The present embodiments relate to a gantry for beam guidance of a particle beam.
Particle therapy is a method for the treatment of tissue, such as tumor diseases. Irradiation methods are, however, used in non-therapeutic areas. Non-therapeutic areas include, for example, research as part of particle therapy, which is carried out on non-living models or bodies, or irradiation of materials. Charged particles are accelerated to high energy and are formed into a particle beam and guided to one or more radiation rooms by means of a high-energy beam transport system. In the radiation room, the object to be irradiated is irradiated by the particle beam. “Fixed beam” radiation rooms direct the particle beam to an object to be irradiated from one or more fixed directions. Furthermore, gantry-based radiation rooms direct a particle beam from various variable angular positions via a rotatable beam outlet onto an object to be irradiated. For example, the angular positions may be in a range from more than 180° or 360°.
Because the particles of the particle beam have high energies and the charged particle beam has a high magnetic rigidity, a gantry frequently has heavy dipole magnets to guide the particle beam. The particles may be accelerated protons or carbon ions. The weight of a dipole magnet can, for example, be in the order of approximately 25 t. The components of the gantry, when the gantry is rotated, may come to rest in various angular positions relative to the direction of the force of gravity. The deviation of the components of a gantry from a required set position, however, causes a shift in the particle beam relative to an isocenter and compromises the accuracy of the beam.
In order to be able to enable a spatially precise rotation of the gantry, rigid mechanical parts of the gantry superstructure are known. Where there are cantilevered supporting devices of a gantry, additional supports are often used in the form of bearings in the area of the cantilevered part of the gantry, for example, in the area of the radiation room.

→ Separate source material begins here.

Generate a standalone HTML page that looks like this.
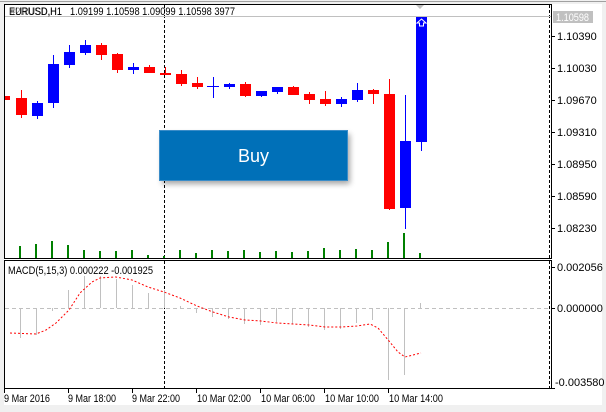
<!DOCTYPE html>
<html><head><meta charset="utf-8"><style>
html,body{margin:0;padding:0;background:#f0f0f0;}
svg{display:block;font-family:"Liberation Sans",sans-serif;}
</style></head><body>
<svg width="606" height="412" viewBox="0 0 606 412" xmlns="http://www.w3.org/2000/svg">
<rect x="0" y="0" width="606" height="412" fill="#f0f0f0"/>
<rect x="4" y="4" width="598" height="401" fill="#fff"/>
<line x1="0" y1="1.5" x2="606" y2="1.5" stroke="#a0a0a0"/>
<rect x="4.5" y="4.5" width="547" height="254" fill="none" stroke="#000"/>
<rect x="4.5" y="260.5" width="547" height="128" fill="none" stroke="#000"/>
<line x1="549.5" y1="5" x2="549.5" y2="258" stroke="#000" stroke-dasharray="3,2"/>
<line x1="549.5" y1="261" x2="549.5" y2="388" stroke="#000" stroke-dasharray="3,2"/>
<line x1="164.5" y1="5" x2="164.5" y2="258" stroke="#000" stroke-dasharray="3,2"/>
<line x1="164.5" y1="261" x2="164.5" y2="388" stroke="#000" stroke-dasharray="3,2"/>
<line x1="5" y1="16.5" x2="551" y2="16.5" stroke="#c0c0c0"/>
<polygon points="416,5 424,5 420,9" fill="#c0c0c0"/>
<rect x="553" y="11" width="40" height="12" fill="#c0c0c0"/>
<text x="556" y="21" font-size="11" fill="#fff" textLength="33" lengthAdjust="spacingAndGlyphs">1.10598</text>
<text x="9" y="15" font-size="11" fill="#000" textLength="53" lengthAdjust="spacingAndGlyphs">EURUSD,H1</text>
<text x="10" y="15" font-size="11" fill="#000" opacity="0.5" textLength="52" lengthAdjust="spacingAndGlyphs">#2RUSD,H1</text>
<text x="70" y="15" font-size="11" fill="#000" textLength="165" lengthAdjust="spacingAndGlyphs">1.09199 1.10598 1.09099 1.10598  3977</text>
<g font-size="11" fill="#000">
<g stroke="#000"><line x1="551" y1="36.5" x2="555" y2="36.5"/><line x1="551" y1="68.5" x2="555" y2="68.5"/><line x1="551" y1="100.5" x2="555" y2="100.5"/><line x1="551" y1="132.5" x2="555" y2="132.5"/><line x1="551" y1="164.5" x2="555" y2="164.5"/><line x1="551" y1="196.5" x2="555" y2="196.5"/><line x1="551" y1="228.5" x2="555" y2="228.5"/>
<line x1="551" y1="267.5" x2="555" y2="267.5"/><line x1="551" y1="308.5" x2="555" y2="308.5"/><line x1="551" y1="388.5" x2="555" y2="388.5"/></g>
<text x="557" y="40">1.10390</text><text x="557" y="72">1.10030</text><text x="557" y="104">1.09670</text><text x="557" y="136">1.09310</text><text x="557" y="168">1.08950</text><text x="557" y="200">1.08590</text><text x="557" y="232">1.08230</text>
<text x="557" y="271">0.002056</text><text x="557" y="312">0.000000</text><text x="555" y="386">-0.003580</text>
</g>
<g stroke-width="1">
<rect x="5" y="96" width="5" height="4" fill="#f00"/>
<g stroke="#f00"><line x1="21.5" y1="90" x2="21.5" y2="118"/><line x1="101.5" y1="43" x2="101.5" y2="60"/><line x1="117.5" y1="53" x2="117.5" y2="73"/><line x1="149.5" y1="65" x2="149.5" y2="73"/><line x1="165.5" y1="67" x2="165.5" y2="75"/><line x1="181.5" y1="70" x2="181.5" y2="86"/><line x1="197.5" y1="77" x2="197.5" y2="89"/><line x1="245.5" y1="82" x2="245.5" y2="97"/><line x1="293.5" y1="86" x2="293.5" y2="95"/><line x1="309.5" y1="92" x2="309.5" y2="104"/><line x1="325.5" y1="91" x2="325.5" y2="106"/><line x1="373.5" y1="89" x2="373.5" y2="104"/><line x1="389.5" y1="79" x2="389.5" y2="210"/></g>
<g fill="#f00"><rect x="16" y="98" width="11" height="17"/><rect x="96" y="45" width="11" height="10"/><rect x="112" y="54" width="11" height="16"/><rect x="144" y="67" width="11" height="6"/><rect x="160" y="73" width="11" height="2"/><rect x="176" y="74" width="11" height="10"/><rect x="192" y="83" width="11" height="4"/><rect x="240" y="84" width="11" height="12"/><rect x="288" y="87" width="11" height="8"/><rect x="304" y="94" width="11" height="6"/><rect x="320" y="99" width="11" height="5"/><rect x="368" y="90" width="11" height="4"/><rect x="384" y="94" width="11" height="115"/></g>
<g stroke="#00f"><line x1="37.5" y1="101" x2="37.5" y2="119"/><line x1="53.5" y1="55" x2="53.5" y2="108"/><line x1="69.5" y1="45" x2="69.5" y2="68"/><line x1="85.5" y1="40" x2="85.5" y2="55"/><line x1="133.5" y1="63" x2="133.5" y2="74"/><line x1="213.5" y1="77" x2="213.5" y2="98"/><line x1="207" y1="86.5" x2="219" y2="86.5"/><line x1="229.5" y1="83" x2="229.5" y2="89"/><line x1="261.5" y1="91" x2="261.5" y2="97"/><line x1="277.5" y1="87" x2="277.5" y2="94"/><line x1="341.5" y1="97" x2="341.5" y2="107"/><line x1="357.5" y1="83" x2="357.5" y2="102"/><line x1="405.5" y1="95" x2="405.5" y2="229"/><line x1="421.5" y1="17" x2="421.5" y2="151"/></g>
<g fill="#00f"><rect x="32" y="103" width="11" height="13"/><rect x="48" y="64" width="11" height="39"/><rect x="64" y="52" width="11" height="13"/><rect x="80" y="45" width="11" height="8"/><rect x="128" y="67" width="11" height="3"/><rect x="224" y="84" width="11" height="3"/><rect x="256" y="91" width="11" height="5"/><rect x="272" y="87" width="11" height="5"/><rect x="336" y="99" width="11" height="5"/><rect x="352" y="90" width="11" height="10"/><rect x="400" y="141" width="11" height="67"/><rect x="416" y="17" width="11" height="125"/></g>
<polygon points="421.5,19 426,23 423.5,23 423.5,26 419.5,26 419.5,23 417,23" fill="none" stroke="#fff"/>
</g>
<g fill="#008000">
<rect x="19" y="246" width="2" height="12"/><rect x="35" y="244" width="2" height="14"/><rect x="51" y="241" width="2" height="17"/><rect x="67" y="245" width="2" height="13"/><rect x="83" y="250" width="2" height="8"/><rect x="99" y="251" width="2" height="7"/><rect x="115" y="251" width="2" height="7"/><rect x="131" y="250" width="2" height="8"/><rect x="147" y="255" width="2" height="3"/><rect x="163" y="256" width="2" height="2"/><rect x="179" y="250" width="2" height="8"/><rect x="195" y="253" width="2" height="5"/><rect x="211" y="250" width="2" height="8"/><rect x="227" y="251" width="2" height="7"/><rect x="243" y="250" width="2" height="8"/><rect x="259" y="252" width="2" height="6"/><rect x="275" y="251" width="2" height="7"/><rect x="291" y="252" width="2" height="6"/><rect x="307" y="251" width="2" height="7"/><rect x="323" y="248" width="2" height="10"/><rect x="339" y="250" width="2" height="8"/><rect x="355" y="249" width="2" height="9"/><rect x="371" y="250" width="2" height="8"/><rect x="387" y="242" width="2" height="16"/><rect x="403" y="233" width="2" height="25"/><rect x="419" y="253" width="2" height="5"/>
</g>
<text x="8" y="274" font-size="11" fill="#000" textLength="145" lengthAdjust="spacingAndGlyphs">MACD(5,15,3) 0.000222 -0.001925</text>
<line x1="5" y1="308.5" x2="549" y2="308.5" stroke="#c0c0c0" stroke-dasharray="4,3"/>
<g stroke="#c0c0c0" stroke-width="1">
<line x1="20.5" y1="308" x2="20.5" y2="338"/><line x1="36.5" y1="308" x2="36.5" y2="335"/><line x1="52.5" y1="308" x2="52.5" y2="311"/><line x1="68.5" y1="308" x2="68.5" y2="290"/><line x1="84.5" y1="308" x2="84.5" y2="276"/><line x1="100.5" y1="308" x2="100.5" y2="276"/><line x1="116.5" y1="308" x2="116.5" y2="279"/><line x1="132.5" y1="308" x2="132.5" y2="285"/><line x1="148.5" y1="308" x2="148.5" y2="293"/><line x1="164.5" y1="308" x2="164.5" y2="290"/><line x1="180.5" y1="308" x2="180.5" y2="306"/><line x1="196.5" y1="308" x2="196.5" y2="313"/><line x1="212.5" y1="308" x2="212.5" y2="317"/><line x1="228.5" y1="308" x2="228.5" y2="319"/><line x1="244.5" y1="308" x2="244.5" y2="324"/><line x1="260.5" y1="308" x2="260.5" y2="325"/><line x1="276.5" y1="308" x2="276.5" y2="322"/><line x1="292.5" y1="308" x2="292.5" y2="324"/><line x1="308.5" y1="308" x2="308.5" y2="327"/><line x1="324.5" y1="308" x2="324.5" y2="330"/><line x1="340.5" y1="308" x2="340.5" y2="329"/><line x1="356.5" y1="308" x2="356.5" y2="323"/><line x1="372.5" y1="308" x2="372.5" y2="320"/><line x1="388.5" y1="308" x2="388.5" y2="380"/><line x1="404.5" y1="308" x2="404.5" y2="375"/><line x1="420.5" y1="308" x2="420.5" y2="303"/>
</g>
<polyline fill="none" stroke="#f00" stroke-dasharray="2,2" points="10,333 36,334 46,330 56,323 69,310 80,293 92,282 100,278 116,277 132,280 148,287 164,292 180,298 197,306 213,312 229,317 245,320 261,321 277,323 293,324 309,325 325,327 341,327 357,326 370,324 378,328 389,341 398,352 405,357 421,353"/>
<g stroke="#000"><line x1="4.5" y1="389" x2="4.5" y2="393"/><line x1="68.5" y1="389" x2="68.5" y2="393"/><line x1="132.5" y1="389" x2="132.5" y2="393"/><line x1="196.5" y1="389" x2="196.5" y2="393"/><line x1="260.5" y1="389" x2="260.5" y2="393"/><line x1="324.5" y1="389" x2="324.5" y2="393"/><line x1="388.5" y1="389" x2="388.5" y2="393"/></g>
<g font-size="11" fill="#000" lengthAdjust="spacingAndGlyphs"><text x="4" y="402" textLength="46" lengthAdjust="spacingAndGlyphs">9 Mar 2016</text><text x="68" y="402" textLength="48" lengthAdjust="spacingAndGlyphs">9 Mar 18:00</text><text x="132" y="402" textLength="48" lengthAdjust="spacingAndGlyphs">9 Mar 22:00</text><text x="197" y="402" textLength="54" lengthAdjust="spacingAndGlyphs">10 Mar 02:00</text><text x="261" y="402" textLength="54" lengthAdjust="spacingAndGlyphs">10 Mar 06:00</text><text x="325" y="402" textLength="54" lengthAdjust="spacingAndGlyphs">10 Mar 10:00</text><text x="389" y="402" textLength="54" lengthAdjust="spacingAndGlyphs">10 Mar 14:00</text></g>
<defs><filter id="sh" x="-10%" y="-30%" width="125%" height="170%"><feGaussianBlur stdDeviation="3"/></filter></defs>
<rect x="162" y="134" width="188" height="50" fill="#000" opacity="0.35" filter="url(#sh)"/>
<rect x="159.5" y="130.5" width="188" height="50" fill="#0070b8" stroke="#3a8cc8"/>
<text x="253.5" y="162" font-size="18" fill="#fff" text-anchor="middle">Buy</text>
</svg>
</body></html>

Before commissioning or servicing a gantry, measurements are taken during which the deviation of the particle beam from a desired pattern in the treatment room is measured relative to each angle of rotation of the gantry. Accordingly, in a succeeding act, the spatial pattern may be corrected by a control unit of the particle beam guidance.

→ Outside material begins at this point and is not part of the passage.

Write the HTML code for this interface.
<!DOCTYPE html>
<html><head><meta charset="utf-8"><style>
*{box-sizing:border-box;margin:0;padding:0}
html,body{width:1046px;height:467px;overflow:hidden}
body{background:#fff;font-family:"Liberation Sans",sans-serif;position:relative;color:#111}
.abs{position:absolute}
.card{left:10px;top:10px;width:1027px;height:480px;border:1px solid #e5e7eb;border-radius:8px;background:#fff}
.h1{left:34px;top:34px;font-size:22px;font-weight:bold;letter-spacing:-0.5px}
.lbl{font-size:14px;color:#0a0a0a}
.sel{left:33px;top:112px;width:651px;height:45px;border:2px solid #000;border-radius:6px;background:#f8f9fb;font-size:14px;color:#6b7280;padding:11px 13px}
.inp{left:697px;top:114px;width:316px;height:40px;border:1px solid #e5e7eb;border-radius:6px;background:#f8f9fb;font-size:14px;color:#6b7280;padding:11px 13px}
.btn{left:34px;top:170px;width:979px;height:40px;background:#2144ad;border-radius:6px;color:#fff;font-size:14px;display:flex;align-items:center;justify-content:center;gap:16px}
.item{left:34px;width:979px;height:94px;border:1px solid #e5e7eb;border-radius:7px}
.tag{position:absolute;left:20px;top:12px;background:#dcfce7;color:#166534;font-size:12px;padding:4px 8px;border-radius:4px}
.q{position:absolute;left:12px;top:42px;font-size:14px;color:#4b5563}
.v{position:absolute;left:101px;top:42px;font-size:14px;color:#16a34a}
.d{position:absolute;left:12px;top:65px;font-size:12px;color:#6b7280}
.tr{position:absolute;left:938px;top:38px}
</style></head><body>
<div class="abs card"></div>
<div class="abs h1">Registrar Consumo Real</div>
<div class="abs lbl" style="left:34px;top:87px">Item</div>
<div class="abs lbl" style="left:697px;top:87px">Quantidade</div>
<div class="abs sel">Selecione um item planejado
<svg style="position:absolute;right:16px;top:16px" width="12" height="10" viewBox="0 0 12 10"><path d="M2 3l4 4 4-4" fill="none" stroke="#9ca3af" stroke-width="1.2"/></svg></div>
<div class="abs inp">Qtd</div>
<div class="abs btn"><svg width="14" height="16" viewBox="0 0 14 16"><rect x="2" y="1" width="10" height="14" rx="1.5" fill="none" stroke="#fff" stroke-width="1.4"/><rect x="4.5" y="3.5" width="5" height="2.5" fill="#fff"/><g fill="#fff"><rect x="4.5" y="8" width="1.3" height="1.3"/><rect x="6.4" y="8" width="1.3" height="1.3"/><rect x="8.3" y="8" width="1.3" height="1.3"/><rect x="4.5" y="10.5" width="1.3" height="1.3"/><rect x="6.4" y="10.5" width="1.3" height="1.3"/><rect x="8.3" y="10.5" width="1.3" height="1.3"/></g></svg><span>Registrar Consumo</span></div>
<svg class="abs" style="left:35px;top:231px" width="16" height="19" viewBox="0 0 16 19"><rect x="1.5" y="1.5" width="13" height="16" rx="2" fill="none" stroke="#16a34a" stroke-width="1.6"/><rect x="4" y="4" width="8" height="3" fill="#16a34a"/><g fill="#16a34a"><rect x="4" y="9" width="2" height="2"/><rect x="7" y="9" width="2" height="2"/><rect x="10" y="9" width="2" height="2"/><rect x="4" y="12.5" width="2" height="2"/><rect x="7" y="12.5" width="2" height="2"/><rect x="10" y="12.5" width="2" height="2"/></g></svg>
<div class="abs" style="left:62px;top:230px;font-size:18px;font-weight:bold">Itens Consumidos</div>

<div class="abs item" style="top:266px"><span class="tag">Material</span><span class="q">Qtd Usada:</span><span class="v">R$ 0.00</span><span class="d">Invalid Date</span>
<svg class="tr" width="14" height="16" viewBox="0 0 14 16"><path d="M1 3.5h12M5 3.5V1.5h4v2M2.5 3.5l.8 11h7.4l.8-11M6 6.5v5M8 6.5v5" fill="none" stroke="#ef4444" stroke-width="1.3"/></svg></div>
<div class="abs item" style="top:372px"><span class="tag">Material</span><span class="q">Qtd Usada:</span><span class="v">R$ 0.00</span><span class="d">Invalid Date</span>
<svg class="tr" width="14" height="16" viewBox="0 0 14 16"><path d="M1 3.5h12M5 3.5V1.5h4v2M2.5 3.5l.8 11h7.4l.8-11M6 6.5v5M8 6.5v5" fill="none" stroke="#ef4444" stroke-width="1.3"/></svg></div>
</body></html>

The gantry may be rotated to a specific angular position before bringing the gantry into service. The gantry may be rotated to measure the position of the components. Based on the position of the components, the mounting elements for the components, such as the dipoles, may be corrected. This process is carried out iteratively for several angular positions until the mounting elements are adjusted so that the measured deviation from a set position is equally small for all angular positions.